The next step is to mutate the newly developed pool, again by a process of selection, this time of individual lists, followed by application of the mutation genetic operator. This process results in a second generation pool of lists which is different from the initial generation, which is then evaluated and the fitness values for each list is obtained. Generally the average degree of fitness will have increased by this procedure for the second generation pool.

A slight variant of this method of pool generation is to allow some of the better lists from the first generation to carry over to the second. This form of genetic algorithm is known as elite.

The process continues by generating 3rd, 4th, 5th ... generations, until one of the generations contains solutions which are good enough.

There are several observations to make about the generation of solutions.

GAs may have a tendency to converge towards local solutions[?] rather than global solutions[?] to the problem to be solved
as time goes on each generation will tend to have multiple copies of successful parameter lists, which require evaluation, and this can slow down the processing
the most important genetic operators are selection and crossover. Mutation is only necessary to ensure that potential solutions are not lost.
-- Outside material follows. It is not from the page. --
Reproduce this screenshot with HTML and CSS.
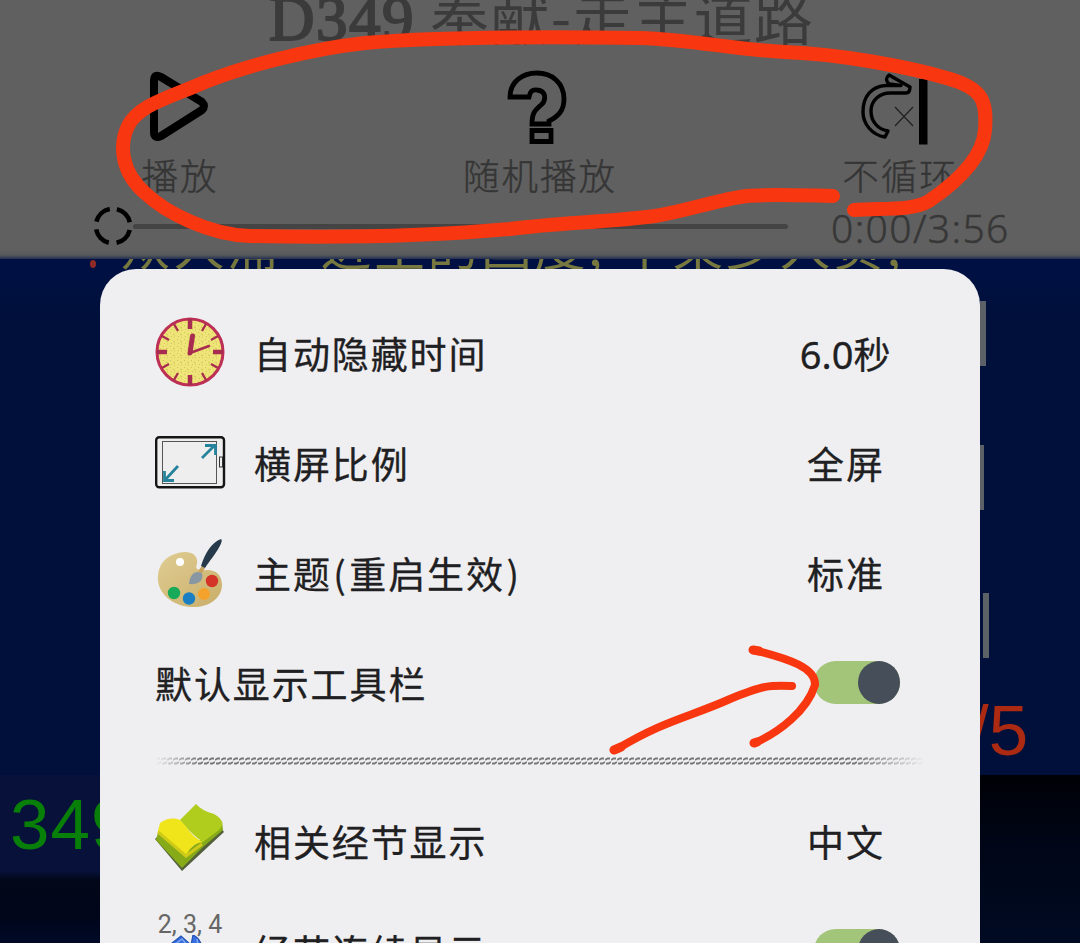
FILE: index.html
```html
<!DOCTYPE html>
<html lang="zh-CN">
<head>
<meta charset="utf-8">
<title>播放设置</title>
<link rel="stylesheet" href="styles.css">
</head>
<body>
<div class="screen">
  <header class="player">
    <h1 class="title"><span class="title-latin">D349</span> <span class="title-cjk">奉献-走主道路</span></h1>
    <nav class="controls">
      <div class="control">
        <svg class="control-icon" viewBox="0 0 80 80"><path d="M16 15Q16 7 23 11L64 36Q68 40 64 44L23 70Q16 73 16 66Z" fill="none" stroke="#000" stroke-width="8" stroke-linejoin="round"/></svg>
        <span class="control-label">播放</span>
      </div>
      <div class="control">
        <svg class="control-icon" viewBox="0 0 80 80"><path d="M12 31C12 16 24 7 39 7C54 7 66 17 66 33C66 44 61 50 51 55V58H34C34 47 37 44 43 39C48 35 49 25 39 24C34 23 32 26 31 31ZM34 64.500H53V75.500H34Z" fill="none" stroke="#000" stroke-width="4.8"/></svg>
        <span class="control-label">随机播放</span>
      </div>
      <div class="control">
        <svg class="control-icon" viewBox="0 0 80 80"><path d="M30 65L27 71C14 69 5 58 5 46C5 30 14 20 28 19.500H43L31 18Q26 13 31 9L52 21Q52 27 48 27H32C21 27 13 35 13 45C13 55 19 63 30 65Z" fill="none" stroke="#000" stroke-width="3.4" stroke-linejoin="round"/><path d="M37 41L55 60M55 41L37 60" stroke="#222" stroke-width="1.3"/><path d="M61 13H69.500V78.500H61Z" fill="#000"/></svg>
        <span class="control-label">不循环</span>
      </div>
    </nav>
    <div class="seek">
      <svg class="thumb" viewBox="0 0 40 40"><circle cx="20" cy="20" r="17.2" fill="none" stroke="#000" stroke-width="4.6" stroke-dasharray="19 8.02" stroke-dashoffset="-4" transform="rotate(-90 20 20)"/></svg>
      <div class="track"></div>
      <span class="time">0:00/3:56</span>
    </div>
  </header>
  <main class="stage">
    <div class="lyrics"><span class="verse-dot"></span><span class="verse">众人涌</span><span class="verse verse-second">进主的国度</span><span class="verse verse-comma">,</span><span class="verse verse-third">十架少人负</span><span class="verse verse-comma">,</span></div>
    <div class="marks"><i class="mark"></i><i class="mark mark-two"></i><i class="mark mark-three"></i></div>
    <div class="page-count">/5</div>
    <div class="lower">
      <div class="number">349</div>
      <div class="lower-right"></div>
    </div>
  </main>
  <section class="dialog">
    <div class="row">
      <svg class="icon" viewBox="0 0 70 70">
        <defs><pattern id="grain" width="7" height="7" patternUnits="userSpaceOnUse"><path d="M1 2l1-1M4 3l2 1M2 6l1-1M5 6l1 0" stroke="#c9bd55" stroke-width=".8"/></pattern></defs>
        <circle cx="35" cy="35" r="33" fill="#efe477" stroke="#bd3055" stroke-width="3"/><circle cx="35" cy="35" r="31" fill="url(#grain)"/>
        <g stroke="#a82c50" stroke-width="4.5"><path d="M35 2V12M35 58V68M2 35H12M58 35H68"/><path stroke-width="2.3" d="M19 7L23 14M51 7L47 14M19 63L23 56M51 63L47 56M7 19L14 23M63 19L56 23M7 51L14 47M63 51L56 47"/><path d="M35 36L37.5 19" stroke-width="5" stroke-linecap="round"/><path d="M35 36L54 29" stroke-width="2.6" stroke-linecap="round"/></g>
      </svg>
      <span class="label">自动隐藏时间</span><span class="value"><span class="digits">6.0</span>秒</span>
    </div>
    <div class="row">
      <svg class="icon" viewBox="0 0 70 70"><rect x="1.2" y="10.2" width="67.8" height="50" rx="3" fill="#eee" stroke="#151515" stroke-width="2.4"/><rect x="7.5" y="14.5" width="54" height="42" fill="none" stroke="#555" stroke-width="1"/><rect x="64.5" y="30" width="3" height="10" fill="none" stroke="#333" stroke-width="1"/><g fill="none" stroke="#26839b" stroke-width="2.8"><path d="M47 31L60 18M50 18.5H60.5V28M23 39L10 53M9.500 44V53.500H19"/></g></svg>
      <span class="label">横屏比例</span><span class="value">全屏</span>
    </div>
    <div class="row">
      <svg class="icon icon-palette" viewBox="0 0 70 70">
        <defs><linearGradient id="wood" x2="1" y2="1"><stop stop-color="#e0cd93"/><stop offset="1" stop-color="#c9ae69"/></linearGradient></defs>
        <path d="M42 24C44 11 29 10 20 14C7 18 2 29 3 41C5 57 22 68 41 67C57 66 67 56 67 45C67 35 61 30 52 30C45 31 39 30 42 24Z" fill="url(#wood)"/>
        <circle cx="25" cy="22" r="4" fill="#fff"/><circle cx="57" cy="41" r="6.200" fill="#d43327"/><circle cx="19" cy="53" r="6.200" fill="#18aa59"/><circle cx="34" cy="58.500" r="6.200" fill="#197fc2"/><circle cx="49" cy="54" r="6" fill="#f5a22d"/>
        <path d="M34 44C35 34 40 30 47 33C49 40 44 45 34 44Z" fill="#8997a2"/><path d="M47 26L50 28L47 33L43 31Z" fill="#c7a25b"/><path d="M46 26C50 13 57 2 66 -1C70 2 56 19 50 28Z" fill="#263a4b"/>
      </svg>
      <span class="label">主题<span class="paren">(</span>重启生效<span class="paren">)</span></span><span class="value">标准</span>
    </div>
    <div class="row">
      <span class="label">默认显示工具栏</span><span class="toggle"><i class="knob"></i></span>
    </div>
    <div class="divider"><svg class="rope" viewBox="0 0 770 8"><defs><pattern id="twist" width="6" height="8" patternUnits="userSpaceOnUse"><path d="M0 3L2.500 1.500H5M1 6.500H3.500L6 5" fill="none" stroke="#777" stroke-width="1.800"/></pattern></defs><rect width="770" height="8" fill="url(#twist)"/></svg></div>
    <div class="row">
      <svg class="icon" viewBox="0 0 70 70"><path d="M0 34L3 31L27 58L66 23L69 27L27 66Z" fill="#52613a"/><path d="M4 24L31 47L67 16L68 25L48 42L27 63L1 35Z" fill="#87ab18"/><path d="M25 15L41 -1Q47 6 59 9Q65 12 67 17Q68 21 64 25L48 37Q36 29 25 15Z" fill="#b0cc1c"/><path d="M5 18Q15 11 25 15C32 21 36 32 48 37Q40 38 35 44L31 50L3 26Z" fill="#f0e51b"/><path d="M3 27L31 51L47 39" fill="none" stroke="#cfca17" stroke-width="3"/></svg>
      <span class="label">相关经节显示</span><span class="value">中文</span>
    </div>
    <div class="row">
      <div class="verses-icon"><span class="verses-text">2, 3, 4</span><svg class="verses-book" viewBox="0 0 70 44"><path d="M12 12L26 1L36 10L38 0Q45 3 47 12L67 26L36 42L4 27Z" fill="#376ee0" stroke="#2351b4" stroke-width="1.200"/><path d="M18 11L27 4L34 12M42 4L44 17" fill="none" stroke="#7da7f0" stroke-width="1.500"/></svg></div>
      <span class="label">经节连续显示</span><span class="toggle"><i class="knob"></i></span>
    </div>
  </section>
  <svg class="annotation" viewBox="0 0 1080 943">
    <path d="M833 196C790 195 765 194 747 196C720 199 690 210 655 216C610 222 555 223 510 229C430 236 340 238 250 236C210 235 166 213 145 193C121 172 119 145 128 126C139 105 166 99 205 82C245 66 310 49 365 43C445 36 565 37 640 38C695 40 730 49 785 52C840 54 910 67 950 79C983 89 987 101 985 130C983 159 954 184 929 201C912 211 885 208 854 210" stroke-width="14"/>
    <path d="M617 749C665 720 690 717 730 699C764 685 770 685 792 686" stroke-width="8"/>
    <path d="M754 650C790 659 816 668 815 685C807 711 779 732 755 743" stroke-width="8"/>
    <path d="M614 750L621 747M753 650L759 651M754 743L757 742" stroke-width="9"/>
  </svg>
</div>
</body>
</html>
```

FILE: styles.css
```css
* { box-sizing: border-box; }
body { margin: 0; }
.screen {
  position: relative;
  display: flex;
  flex-direction: column;
  width: 1080px;
  height: 943px;
  overflow: hidden;
  background: #00103b;
  font-family: "Noto Sans CJK SC", "Noto Sans", sans-serif;
}
.player {
  z-index: 1;
  display: flex;
  flex: none;
  flex-direction: column;
  height: 259px;
  background: linear-gradient(#606060 250px, #58595b 255px, #243052);
}
.title {
  display: flex;
  gap: 19px;
  height: 66px;
  margin: 0;
  padding-left: 269px;
  overflow: hidden;
  color: #3b3b3b;
  font-weight: 400;
  line-height: 60px;
  white-space: nowrap;
}
.title-latin {
  width: 142px;
  margin-top: -11px;
  font-family: "Liberation Serif", serif;
  font-size: 63px;
  letter-spacing: 1.5px;
  -webkit-text-stroke: 2px #3b3b3b;
}
.title-cjk { margin-top: -15px; font-size: 59px; font-weight: 400; letter-spacing: 1.4px; }
.controls { display: grid; grid-template-columns: repeat(3, 360px); height: 136px; }
.control { display: flex; flex-direction: column; align-items: center; }
.control-icon { width: 80px; height: 80px; margin-left: -4px; overflow: visible; }
.control-label {
  margin-top: 3px;
  color: #353535;
  font-size: 36.5px;
  font-weight: 300;
  letter-spacing: 2px;
  line-height: 52px;
  -webkit-text-stroke: .4px #353535;
}
.seek { display: flex; align-items: center; height: 48px; padding-left: 93px; }
.thumb { width: 40px; height: 40px; }
.track { width: 655px; height: 5px; border-radius: 3px; background: #444; }
.time {
  margin-left: 43px;
  padding-top: 2px;
  color: #373737;
  font-family: "Noto Sans", sans-serif;
  font-size: 39px;
  font-weight: 300;
  letter-spacing: 1.4px;
  -webkit-text-stroke: .5px #373737;
}
.stage { position: relative; display: flex; flex: 1; flex-direction: column; background: linear-gradient(#001044, #00103b 60px, #00103a 450px, #00103a); }
.lyrics {
  display: flex;
  flex: none;
  height: 54px;
  margin-top: -40px;
  padding-left: 90px;
  color: #77783f;
  font-size: 51px;
  font-weight: 400;
  letter-spacing: 2.5px;
  line-height: 50px;
  white-space: nowrap;
}
.verse-dot { width: 6px; height: 8px; margin: 41px 24px 0 0; border-radius: 50%; background: #902b25; }
.verse-second { margin-left: 40px; }
.verse-comma { width: 31px; }
.marks { display: flex; flex-direction: column; align-items: flex-start; height: 383px; padding: 28px 0 0 980px; }
.mark { width: 6px; height: 65px; flex: none; background: #5c6168; }
.mark-two { width: 4px; margin-top: 79px; }
.mark-three { margin: 83px 0 0 3px; }
.page-count {
  height: 119px;
  padding-left: 969px;
  color: #ab2a11;
  font-family: "Liberation Sans", sans-serif;
  font-size: 71px;
  line-height: 150px;
}
.lower { display: flex; justify-content: space-between; height: 168px; background: linear-gradient(#07113a 96px, #020719 105px, #000519 140px, #000a28); }
.number { padding: 10px 0 0 10px; color: #087f08; font-family: "Liberation Sans", sans-serif; font-size: 71px; letter-spacing: 1px; line-height: 80px; }
.lower-right { width: 100px; background: linear-gradient(#000106, #000617 70px, #000a22); }
.dialog {
  position: absolute;
  top: 269px;
  left: 100px;
  z-index: 2;
  width: 880px;
  height: 700px;
  padding: 30px 40px 0 55px;
  overflow: hidden;
  border-radius: 36px 36px 0 0;
  background: #efeef0;
}
.row { display: flex; align-items: center; height: 110px; color: #202022; }
.icon { width: 70px; height: 70px; margin: -4px 29px 0 0; flex: none; overflow: visible; }
.icon-palette { margin-top: 1px; }
.label, .value { margin-top: -3px; font-size: 37px; font-weight: 400; letter-spacing: 1.9px; white-space: nowrap; -webkit-text-stroke: .3px #202022; }
.paren { display: inline-block; width: 17.5px; text-align: center; }
.value { width: 200px; margin-left: auto; margin-right: -6px; text-align: center; }
.digits { font-family: "Noto Sans", sans-serif; font-size: 38px; letter-spacing: 0; }
.toggle { display: flex; justify-content: flex-end; width: 86px; height: 43px; margin: -4px 40px 0 auto; border-radius: 22px; background: #a3c57a; }
.knob { width: 42px; height: 43px; border-radius: 50%; background: #464e5a; }
.divider { height: 48px; padding-top: 18px; }
.rope { display: block; width: 770px; height: 8px; mask-image: linear-gradient(to right, transparent, #000 6%, #000 91%, transparent); }
.verses-icon { width: 70px; height: 80px; margin-right: 29px; }
.verses-text { display: block; height: 23px; color: #666; font-family: Roboto, sans-serif; font-size: 25px; line-height: 25px; text-align: center; white-space: pre; }
.verses-book { display: block; width: 70px; height: 44px; }
.annotation {
  position: absolute;
  inset: 0;
  z-index: 3;
  fill: none;
  stroke: #f83710;
  stroke-linecap: round;
  stroke-linejoin: round;
}
```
It is also important to note that there are several different variants of the basic GA algorithm. The simplest algorithm represents each parameter list as a bit string. Typically numeric parameters can be represented by integers, though it is possible to use floating point representations. The basic algorithm performs crossover and mutation at the bit level. Other variants treat the parameter list as lists of numbers, and crossover and mutation are performed so as to respect number boundaries.

Genetic algorithms are known to produce good results for some problems. Their major disadvantage is that they are relatively slow, compared to other methods, such as random optimisation. Recent speed improvements have focused on speciation, wherein cross-over can only occur if individuals are closely-enough related.

Genetic programming is a technique developed by John Koza, which is similar, but in which computer programs are modified, and evaluated in the optimisation process. Genetic programming algorithms typically require running time which is orders of magnitude greater than a GA algorithm, but may be able to solve some problems which GAs cannot do easily. Genetic programming also uses internal data structures which are based on the use of tree structures to represent the computer programs for adaptation, rather than list structures which are used in genetic algorithms.